1970 Sonrası İlişkiler
Daha sonraki dönemlerde zaman zaman ufak sarsıntılar geçirse de, ilişkiler bu olumlu düzlemde devam etti. Özellikle 1973 yılında yaşanan Arap-İsrail Savaşı sırasında, Sovyetler Birliği’nin Arap Devletlerine sağladığı yoğun silah yardımı karşısında, ABD’nin diplomatik ve askeri yardımı İsrail’in rahat bir nefes almasını sağlamıştı.1970’lerin sonunda birer sene arayla meydana gelen iki olay bu ilişkilerin sağlamlaşmasını sağlayacaktı. 1978 yılında ABD’nin önderliğinde İsrail ile Mısır arasında imzalanan Camp David Anlaşması, İsrail’in, ABD’nin Ortadoğu’da oynamak istediği ‘tarafsız arabulucu’ rolüne katkı sağlayan bir müttefik olarak algılanmasına sebep oldu. 1979 yılında, o tarihe kadar ABD’nin Ortadoğu’daki en önemli müttefiklerinden olan İran’da devrim olması ve yeni rejimin ABD karşıtı bir tutum takınmasının ardından, Sovyetler Birliği’nin Afganistan’ı işgal ederek Ortadoğu’daki pozisyonunu güçlendirmesi, İsrail’i ABD’nin nezdinde bölgede daha da önemli bir yandaş haline getirdi.

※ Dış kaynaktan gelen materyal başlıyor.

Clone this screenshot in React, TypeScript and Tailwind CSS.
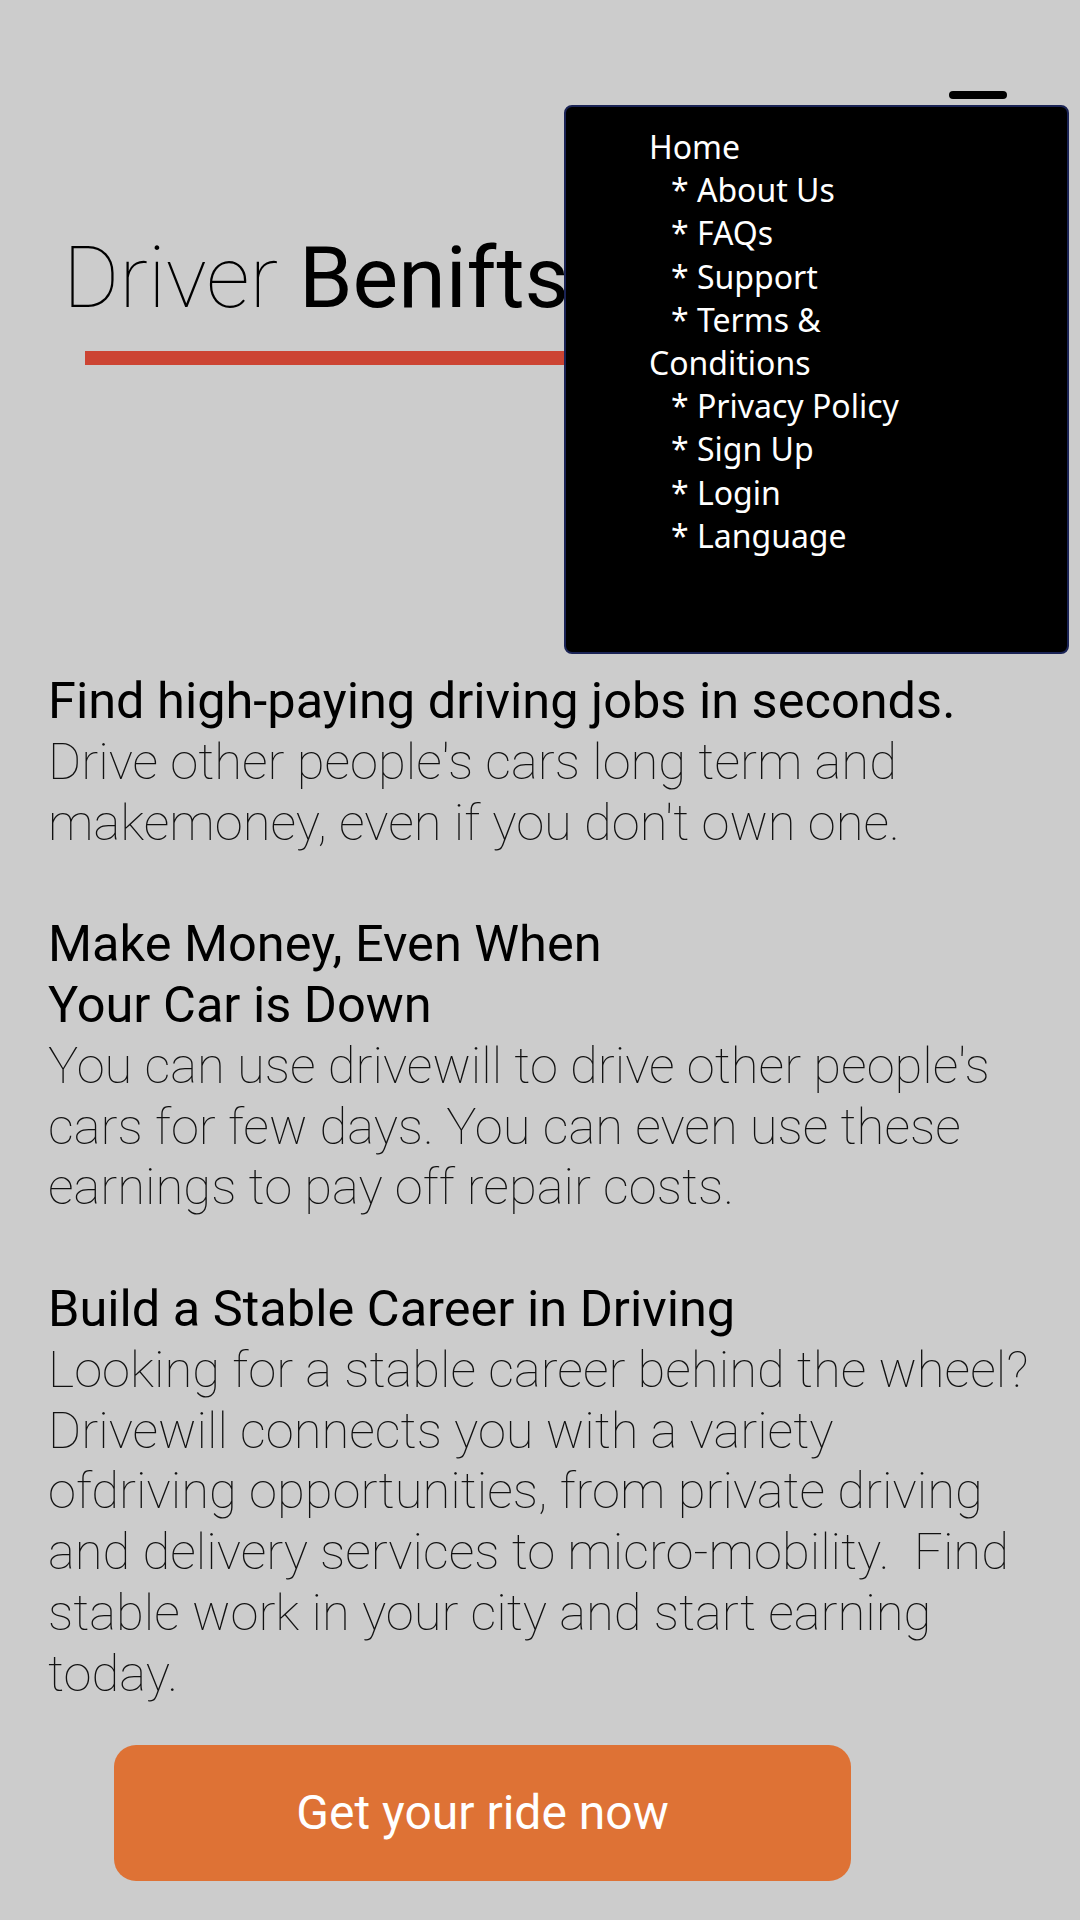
import React from "react";

const menuItems: { label: string; sub: boolean }[] = [
  { label: "Home", sub: false },
  { label: "* About Us", sub: true },
  { label: "* FAQs", sub: true },
  { label: "* Support", sub: true },
  { label: "* Terms &", sub: true },
  { label: "Conditions", sub: false },
  { label: "* Privacy Policy", sub: true },
  { label: "* Sign Up", sub: true },
  { label: "* Login", sub: true },
  { label: "* Language", sub: true },
];

export default function App() {
  return (
    <div
      className="relative min-h-[1920px] w-[1080px] bg-[#cccccc] text-black"
      style={{ fontFamily: "Roboto, 'Liberation Sans', sans-serif" }}
    >
      {/* hamburger (mostly hidden by the open menu) */}
      <div className="absolute left-[949px] top-[91px] h-[8px] w-[58px] rounded-full bg-black" />

      {/* open menu */}
      <div
        className="absolute left-[564px] top-[105px] h-[549px] w-[505px] rounded-[8px] border-2 border-[#1a2355] bg-black pl-[83px] pt-[18px] text-[32px] leading-[43.2px] text-white"
        style={{ fontFamily: "'Noto Sans', 'Open Sans', sans-serif" }}
      >
        {menuItems.map((m) => (
          <div key={m.label} className={m.sub ? "pl-[22px]" : ""}>
            {m.label}
          </div>
        ))}
      </div>

      {/* title */}
      <div className="pl-[63px] pt-[228px]">
        <h1 className="text-[86px] leading-[100px] whitespace-nowrap">
          <span className="font-thin">Driver </span>
          <span className="font-normal">Benifts</span>
        </h1>
        <div className="ml-[22px] mt-[23px] h-[14px] w-[600px] bg-[#cc4433]" />
      </div>

      {/* benefits */}
      <div className="pl-[48px] pr-[20px] pt-[306px] text-[50.75px] leading-[60.8px]">
        <section>
          <h2 className="text-[50.5px] font-normal">Find high-paying driving jobs in seconds.</h2>
          <p className="font-thin text-[#111]">
            Drive other people's cars long term and makemoney, even if you don't own one.
          </p>
        </section>
        <section className="mt-[60.8px]">
          <h2 className="w-[600px] text-[50.5px] font-normal">Make Money, Even When Your Car is Down</h2>
          <p className="w-[990px] font-thin text-[#111]">
            You can use drivewill to drive other people's cars for few days. You can even use these
            earnings to pay off repair costs.
          </p>
        </section>
        <section className="mt-[60.8px]">
          <h2 className="text-[50.5px] font-normal">Build a Stable Career in Driving</h2>
          <p className="whitespace-pre-wrap font-thin text-[#111]">
            {"Looking for a stable career behind the wheel? Drivewill connects you with a variety"}
            <br />
            {"ofdriving opportunities, from private driving and delivery services to micro-mobility.  Find stable work in your city and start earning today."}
          </p>
        </section>
      </div>

      {/* call to action */}
      <div className="pl-[114px] pt-[40px]">
        <button className="flex h-[136px] w-[737px] items-center justify-center rounded-[22px] bg-[#de7235] text-[48px] text-white">
          Get your ride now
        </button>
      </div>
    </div>
  );
}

Soğuk Savaş Sonrası Ortak Değerler İttifakı
Soğuk Savaş sonrası dönemde iki ülke arasındaki ilişkilerin, artan bir şekilde demokrasi, serbest piyasa ekonomisi ve çok kültürlü liberal toplum yapısı gibi ortak değerler üzerine kurulu olduğu dile getirilmeye başlandı. Ancak bu dönemde de iki ülke arasındaki ilişklerin ortak değerlerden daha ziyade, ülkelerin çıkarları üzerinden tanımlanmaya devam ettiği görülmektedir. Örneğin 1991 yılındaki Körfez Savaşı sırasında içerisinde Arap devletlerinin de bulunduğu BM koalisyonunu çatlatmak için İsraili’e füze saldırısında bulunarak bu ülkeyi savaşa çekmeye çalışan Saddam Hüseyin’e, ABD’nin talimatıyla cevap vermeyen İsrail için, bu durum iki ülke ilişkilerinin çıkar bazlı olduğunun açık göstergelerinde biriydi. Madrid görüşmeleri ve Oslo süreciyle bahar havasının esmeye başladığı ilişkiler, 1990’lı yılların ortalarında Clinton yönetiminin o dönemki Netanyahu hükümeti ile yaşamış olduğu anlaşmazlıklar nedeniyle tekrardan yerini gerginliğe bıraktı.
2000 yılında ABD’nin öncülüğünde bir Camp David barış görüşmesine daha tanık olan İsrail ve Filistinliler, bu süreçten sonra bölgede tırmanmaya başlayan şiddetle yüzleşmek zorunda kaldı. Son dönemde ise Obama yönetimi ile Clinton yönetimiyle olduğu gibi sorunlar yaşamaya başlayan Netanyahu hükümeti, özellikle yerleşim bölgeleri konusunda ABD’li muhatablarını ikna etmekte zorluklar yaşıyor.
Sonuç olarak bakıldığında ise, karşılıklı çıkarlar üzerine kurulu olan iki ülke ilişkileri, hükümetler bazında tarihinin parlak dönemlerinden birini yaşamıyor. Ancak unutulmamalıdır ki, günümüz dünyasında hükümetler arası ilişkilerin haricinde halklar arasında kurulan münasebetler de, ikili ilişkilerde önemli rol oynamaktadır. Bu bağlamda kültürel, ticari ve toplumsal ilişkilerin yanısıra, bilimsel kurumlar ve sivil toplum örgütleri gibi hükümet dışı alanlarda, iki ülke arasındaki sağlam işbirliğinin devam ettiği unutulmamalıdır.